Hugh Jackman and Terrence Howard talk about working with Denis Villeneuve.
Terrence Howard may have starred in Oscar-nominated films and worked alongside Hollywood’s elite. But according to the Prisoners actor, it took a little-known Canadian filmmaker to fully realize his potential.
“Last night I watched the film for the very first time and I didn’t see me,” Howard said during a press conference Saturday morning at the Toronto International Film Festival. “I felt like an actor was born under these hands.”
The hands in questions are those of Denis Villeneuve, a director known in Canadian film circles for his depiction of the 1989 Montreal Massacre, Polytechnique, and the Middle Eastern mystery drama Incendies, for which he was nominated for an Academy Award.
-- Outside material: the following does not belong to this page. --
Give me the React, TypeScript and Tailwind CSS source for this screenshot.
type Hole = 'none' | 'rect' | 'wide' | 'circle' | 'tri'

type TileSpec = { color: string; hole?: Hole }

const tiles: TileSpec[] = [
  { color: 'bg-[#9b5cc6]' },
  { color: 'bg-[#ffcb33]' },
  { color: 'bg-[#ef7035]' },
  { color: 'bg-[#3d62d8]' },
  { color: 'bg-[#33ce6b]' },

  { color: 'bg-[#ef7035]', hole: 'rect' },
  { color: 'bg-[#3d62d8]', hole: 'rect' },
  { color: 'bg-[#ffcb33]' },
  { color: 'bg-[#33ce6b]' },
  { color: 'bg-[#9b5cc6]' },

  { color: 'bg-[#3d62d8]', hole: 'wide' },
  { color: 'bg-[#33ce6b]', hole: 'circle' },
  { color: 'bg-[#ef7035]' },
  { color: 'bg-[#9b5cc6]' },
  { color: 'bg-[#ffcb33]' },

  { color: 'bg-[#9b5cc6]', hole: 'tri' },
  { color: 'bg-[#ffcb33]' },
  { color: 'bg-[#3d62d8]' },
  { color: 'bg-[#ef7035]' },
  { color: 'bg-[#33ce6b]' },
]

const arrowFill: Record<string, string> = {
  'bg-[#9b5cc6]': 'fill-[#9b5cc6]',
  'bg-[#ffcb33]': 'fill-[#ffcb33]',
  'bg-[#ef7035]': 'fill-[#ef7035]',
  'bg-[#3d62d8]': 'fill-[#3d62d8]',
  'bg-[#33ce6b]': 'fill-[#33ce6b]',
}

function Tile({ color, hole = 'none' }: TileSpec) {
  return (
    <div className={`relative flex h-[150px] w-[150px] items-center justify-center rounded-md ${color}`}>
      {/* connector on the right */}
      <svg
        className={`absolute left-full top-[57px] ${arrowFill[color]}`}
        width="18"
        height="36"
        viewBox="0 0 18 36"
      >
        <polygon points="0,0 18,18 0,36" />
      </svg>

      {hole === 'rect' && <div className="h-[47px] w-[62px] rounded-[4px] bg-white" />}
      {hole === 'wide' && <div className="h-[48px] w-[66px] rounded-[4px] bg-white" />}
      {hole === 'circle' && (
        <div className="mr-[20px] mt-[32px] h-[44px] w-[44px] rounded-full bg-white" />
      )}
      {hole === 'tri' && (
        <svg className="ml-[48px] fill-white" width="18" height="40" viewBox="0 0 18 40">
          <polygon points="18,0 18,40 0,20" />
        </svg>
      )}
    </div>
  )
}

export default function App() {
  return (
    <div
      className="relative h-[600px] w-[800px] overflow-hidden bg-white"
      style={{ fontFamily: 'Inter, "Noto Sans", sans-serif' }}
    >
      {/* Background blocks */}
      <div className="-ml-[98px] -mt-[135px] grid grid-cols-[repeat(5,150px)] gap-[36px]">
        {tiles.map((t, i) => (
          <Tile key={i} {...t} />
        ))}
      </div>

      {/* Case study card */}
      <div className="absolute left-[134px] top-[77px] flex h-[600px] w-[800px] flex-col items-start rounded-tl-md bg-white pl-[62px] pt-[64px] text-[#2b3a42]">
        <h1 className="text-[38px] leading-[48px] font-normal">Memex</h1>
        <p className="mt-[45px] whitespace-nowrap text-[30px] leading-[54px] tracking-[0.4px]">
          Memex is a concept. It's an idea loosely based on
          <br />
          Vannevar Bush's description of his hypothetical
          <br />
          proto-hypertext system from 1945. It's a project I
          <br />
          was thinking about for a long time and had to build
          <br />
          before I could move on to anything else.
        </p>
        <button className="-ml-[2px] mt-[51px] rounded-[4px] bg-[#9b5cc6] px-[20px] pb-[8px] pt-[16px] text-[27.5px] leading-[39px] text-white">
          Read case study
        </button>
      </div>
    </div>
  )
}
But after getting his hands on a copy of Aaron Guzikowski’s morally ambiguous abduction thriller, Prisoners—which had been making its rounds in the American film market for over three years—the independent filmmaker decided to go south of the border to create his first major motion picture.
Prisoners tells the story of a pair of fathers—played by Hugh Jackman and Howard—who take justice into their own hands after their children are abducted during a Thanksgiving day celebration.
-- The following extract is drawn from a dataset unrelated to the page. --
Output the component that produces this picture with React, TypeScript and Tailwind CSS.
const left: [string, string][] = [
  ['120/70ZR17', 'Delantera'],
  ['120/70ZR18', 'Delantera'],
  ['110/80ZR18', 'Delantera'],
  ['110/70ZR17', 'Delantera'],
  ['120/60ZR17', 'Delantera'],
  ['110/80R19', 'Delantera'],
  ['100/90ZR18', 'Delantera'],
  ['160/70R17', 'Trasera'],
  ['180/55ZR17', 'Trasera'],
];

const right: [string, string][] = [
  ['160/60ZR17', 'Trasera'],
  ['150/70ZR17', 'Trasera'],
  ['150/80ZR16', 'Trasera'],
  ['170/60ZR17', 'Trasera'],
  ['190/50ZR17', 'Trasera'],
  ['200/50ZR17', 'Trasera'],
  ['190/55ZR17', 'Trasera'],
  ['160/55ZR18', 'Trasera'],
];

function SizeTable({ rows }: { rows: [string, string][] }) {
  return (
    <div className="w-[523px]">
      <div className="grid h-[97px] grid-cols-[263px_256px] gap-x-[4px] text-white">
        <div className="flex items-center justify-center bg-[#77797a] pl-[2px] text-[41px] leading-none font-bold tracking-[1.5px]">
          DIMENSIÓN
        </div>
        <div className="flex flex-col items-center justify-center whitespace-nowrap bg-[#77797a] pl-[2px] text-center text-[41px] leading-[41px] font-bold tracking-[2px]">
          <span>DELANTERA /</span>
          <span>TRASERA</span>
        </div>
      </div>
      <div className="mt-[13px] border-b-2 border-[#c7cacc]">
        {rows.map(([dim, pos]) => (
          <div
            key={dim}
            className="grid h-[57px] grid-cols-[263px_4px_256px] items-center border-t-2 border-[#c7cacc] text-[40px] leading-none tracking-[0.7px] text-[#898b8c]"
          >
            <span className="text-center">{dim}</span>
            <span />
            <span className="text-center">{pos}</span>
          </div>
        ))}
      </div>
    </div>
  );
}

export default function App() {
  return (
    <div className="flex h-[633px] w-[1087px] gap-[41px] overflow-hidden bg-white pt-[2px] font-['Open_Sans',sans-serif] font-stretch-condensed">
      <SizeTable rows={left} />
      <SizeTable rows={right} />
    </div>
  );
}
The result, according to Jackman, is one of the more dynamic offerings in the thriller milieu, thanks in part to a plot that shied away from the cliché-riddled storylines generally associated with the genre.
“In the DNA of Aaron (Guzikowski)’s script was a more ambitious film,” Jackman said. “Not just one that grips you and keeps you on the edge of your seat, but one that actually makes you contemplate it for days after.”
All of which proved especially difficult for Jackman and co-star Maria Bello—who plays his wife in the movie—during preparation for the film and long days on set.
“We have kids the same age,” Bello said. “I couldn’t even use my 12 and a half-year-old boy in my body while I was acting…because that depth of pain, I can’t imagine what the families who are going through this really go through every day.”
But according to Jackman, the success of the film lies in its ability to allow viewers to confront their own personal anxieties about the situation from the safety of their own seats.
“This touches on really elemental fears that we all collectively have, which is why the film was cathartic to film and cathartic to watch,” Jackman said. “There’s a reason we don’t just go to see comedies. Somehow as humans we also need to touch on the real elemental fears we push down everyday of our lives.”